Reliable, comprehensive and timely data on the nature and extent of child labour provide a basis for determining priorities for national global action against child labour. Statistical information on child labour, and more broadly on all working children, also provide a basis for increasing public awareness of the situation of working children and for the development of appropriate regulatory frameworks and policies. 


While the concept of child labour includes working in activities that are hazardous in nature, to ensure comparability of estimates over time and to minimize data quality issues, work beyond age-specific hourly thresholds are used as a proxy for hazardous work. Further methodological work is needed to validate questions specifically aimed at identifying children in hazardous working conditions. 

Similarly, while the worst forms of child labour other than hazardous work also form part of the concept of child labour more broadly, data on the worst forms of child labour are not currently captured in regular household surveys given difficulties with accurately and reliably measuring it. Therefore, this element of child labour is not captured by the indicators.

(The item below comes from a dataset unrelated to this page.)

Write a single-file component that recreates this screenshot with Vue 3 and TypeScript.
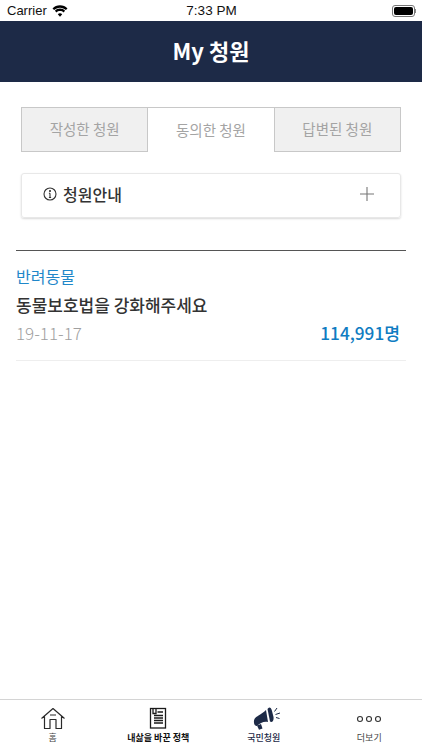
<script setup lang="ts">
const tabs = ['작성한 청원', '동의한 청원', '답변된 청원']
const activeTab = 1
</script>

<template>
  <div class="screen">
    <div class="status">
      <div class="status-left">
        <span>Carrier</span>
        <svg class="wifi" width="16" height="12" viewBox="0 0 16 12">
          <path d="M8 2.700c2.300 0 4.400.9 5.900 2.400l1.600-1.700C13.500 1.400 10.900.2 8 .2S2.500 1.400.5 3.400l1.600 1.700C3.600 3.600 5.700 2.700 8 2.700z" fill="#000"/>
          <path d="M8 6c1.400 0 2.600.5 3.500 1.400l1.600-1.700C11.800 4.400 10 3.600 8 3.600s-3.800.8-5.100 2.100l1.600 1.700C5.400 6.500 6.600 6 8 6z" fill="#000"/>
          <path d="M8 8.300c-.9 0-1.600.3-2.200.9L8 11.700l2.200-2.500c-.6-.6-1.300-.9-2.200-.9z" fill="#000"/>
        </svg>
      </div>
      <span class="time">7:33 PM</span>
      <div class="battery-wrap">
        <div class="battery"><div class="battery-fill"></div></div>
        <div class="battery-nub"></div>
      </div>
    </div>
    <header class="nav">My 청원</header>

    <div class="tabs">
      <div v-for="(t, i) in tabs" :key="t" class="tab" :class="{ active: i === activeTab }">{{ t }}</div>
    </div>

    <div class="notice">
      <div class="notice-left">
        <svg width="14" height="14" viewBox="0 0 14 14" fill="none" stroke="#333" stroke-width="1.100">
          <circle cx="7" cy="7" r="6"/>
          <path d="M7 6.200V10.500M5.900 10.500H8.100M5.900 6.300H7"/>
          <circle cx="7" cy="4" r=".5" fill="#333"/>
        </svg>
        <span>청원안내</span>
      </div>
      <svg width="14" height="14" viewBox="0 0 14 14" stroke="#777" stroke-width="1.100"><path d="M7 0V14M0 7H14"/></svg>
    </div>

    <section class="list">
      <div class="item">
        <div class="cat">반려동물</div>
        <div class="title">동물보호법을 강화해주세요</div>
        <div class="meta">
          <span class="date">19-11-17</span>
          <span class="count">114,991명</span>
        </div>
      </div>
    </section>

    <nav class="tabbar">
      <div class="bar-item">
        <svg width="26" height="24" viewBox="0 0 26 24" fill="none" stroke="#2a2a2a" stroke-width="1.200" stroke-linejoin="round">
          <path d="M1.500 11.500L13 1.500L24.500 11.500M4.500 9.500V21.500H10V12.500H16V21.500H21.500V9.500M10 8H16"/>
        </svg>
        <span>홈</span>
      </div>
      <div class="bar-item strong">
        <svg width="18" height="24" viewBox="0 0 18 24" fill="none" stroke="#1a1a1a" stroke-width="1.300">
          <rect x="1.500" y="1.500" width="15" height="19.500"/>
          <path d="M4 1.500V6.500H7V1.500M8.500 5H14M5 8.500H14M5 11H14M5 13.500H14M5 16H14"/>
        </svg>
        <span>내삶을 바꾼 정책</span>
      </div>
      <div class="bar-item navy">
        <svg width="32" height="24" viewBox="0 0 32 24">
          <path d="M6.500 12C8 9 13 8 18 3L20 15C16 14 12 16 9 19C6.500 19.500 5 15 6.500 12Z" fill="#1d2a47"/>
          <path d="M19.500 2C21 -.5 23 0 24 4L25.500 10C26 14 24 16 22 14.500Z" fill="#1d2a47"/>
          <path d="M9 18.500L13 17L14.500 21.500L11 22.800Z" fill="#1d2a47"/>
          <path d="M26.500 4.500L29 1M27.500 7.500L32 6M28 10.500L31.500 11.500" stroke="#1d2a47" stroke-width="1" fill="none"/>
        </svg>
        <span>국민청원</span>
      </div>
      <div class="bar-item">
        <svg width="26" height="24" viewBox="0 0 26 24" fill="none" stroke="#333" stroke-width="1.100">
          <circle cx="4" cy="12" r="2.500"/><circle cx="13" cy="12" r="2.500"/><circle cx="22" cy="12" r="2.500"/>
        </svg>
        <span>더보기</span>
      </div>
    </nav>
  </div>
</template>

<style>
html, body { margin: 0; background: #fff; }
</style>

<style scoped>
.screen {
  width: 422px;
  height: 750px;
  display: flex;
  flex-direction: column;
  overflow: hidden;
  background: #fff;
  font-family: "Noto Sans CJK KR", "Noto Sans", sans-serif;
  color: #333;
}
.status {
  height: 21px;
  padding: 0 6px 0 7px;
  display: grid;
  grid-template-columns: 1fr auto 1fr;
  align-items: center;
  font-family: "Liberation Sans", sans-serif;
  font-size: 13px;
  color: #111;
}
.status-left { display: flex; align-items: center; gap: 5px; }
.time { font-size: 13.500px; font-weight: 500; }
.battery-wrap { justify-self: end; display: flex; align-items: center; }
.battery {
  width: 19px;
  height: 8px;
  border: 1px solid #777;
  border-radius: 3px;
  padding: 1px;
  box-sizing: content-box;
}
.battery-fill { width: 100%; height: 100%; background: #000; border-radius: 2px; }
.battery-nub { width: 1px; height: 4px; background: #888; }
.nav {
  height: 61px;
  box-sizing: border-box;
  padding-bottom: 3px;
  background: #1d2a47;
  color: #fff;
  font-size: 22px;
  font-weight: 700;
  display: flex;
  align-items: center;
  justify-content: center;
}
.tabs {
  margin: 25px 21px 0;
  display: flex;
  height: 45px;
}
.tab {
  flex: 1;
  box-sizing: border-box;
  padding-bottom: 2px;
  display: flex;
  align-items: center;
  justify-content: center;
  background: #f0f0f0;
  border: 1px solid #c8c8c8;
  color: #a4a4a4;
  font-size: 14.500px;
  font-weight: 400;
}
.tab.active { background: #fff; border-bottom: none; border-left: none; border-right: none; }
.notice {
  margin: 21px 21px 0;
  height: 45px;
  box-sizing: border-box;
  padding: 0 26px 3px 21px;
  display: flex;
  align-items: center;
  justify-content: space-between;
  border: 1px solid #e8e8e8;
  border-radius: 3px;
  box-shadow: 0 1px 2px rgba(0,0,0,.15);
}
.notice-left { display: flex; align-items: center; gap: 6px; font-size: 16px; font-weight: 500; color: #333; }
.list { margin: 32px 16px 0; border-top: 1px solid #555; }
.item { padding: 14px 6px 13px 0; border-bottom: 1px solid #eee; }
.cat { font-size: 16px; line-height: 22px; color: #1f87c9; }
.title { font-size: 17px; line-height: 26px; margin-top: 5px; font-weight: 500; color: #333; }
.meta { display: flex; justify-content: space-between; align-items: center; line-height: 28px; margin-top: 1px; }
.date { font-size: 17px; color: #a0a0a0; font-weight: 300; }
.count { font-size: 17.200px; font-weight: 500; color: #0f7cc2; }
.tabbar {
  margin-top: auto;
  height: 50px;
  border-top: 1px solid #d4d4d4;
  display: grid;
  grid-template-columns: repeat(4, 1fr);
}
.bar-item {
  display: flex;
  flex-direction: column;
  align-items: center;
  padding-top: 7px;
  font-size: 9px;
  color: #444;
}
.bar-item span { line-height: 14px; }
.strong { color: #111; font-weight: 700; }
.navy { color: #1d2a47; font-weight: 500; }
</style>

More broadly, child labour estimates based on the statistical standards set out in the ICLS resolution represent useful benchmarks for international comparative purposes but are not necessarily consistent with estimates based on national child labour legislation. ILO Convention No. 138 contains a number of flexibility clauses left to the discretion of the competent national authority in consultation (where relevant) with workers’ and employers’ organizations (e.g., minimum ages, scope of application). This means that there is no single legal definition of child labour across countries, and thus, no single statistical measure of child labour consistent with national legislation across countries. 

In addition, for the purpose of indicator 8.7.1 in the Sustainable Development Goals, and with the goal of facilitating international comparability, fetching water and collecting firewood were classified as unpaid household services (i.e., household chores), a form of production that lies outside the SNA production boundary.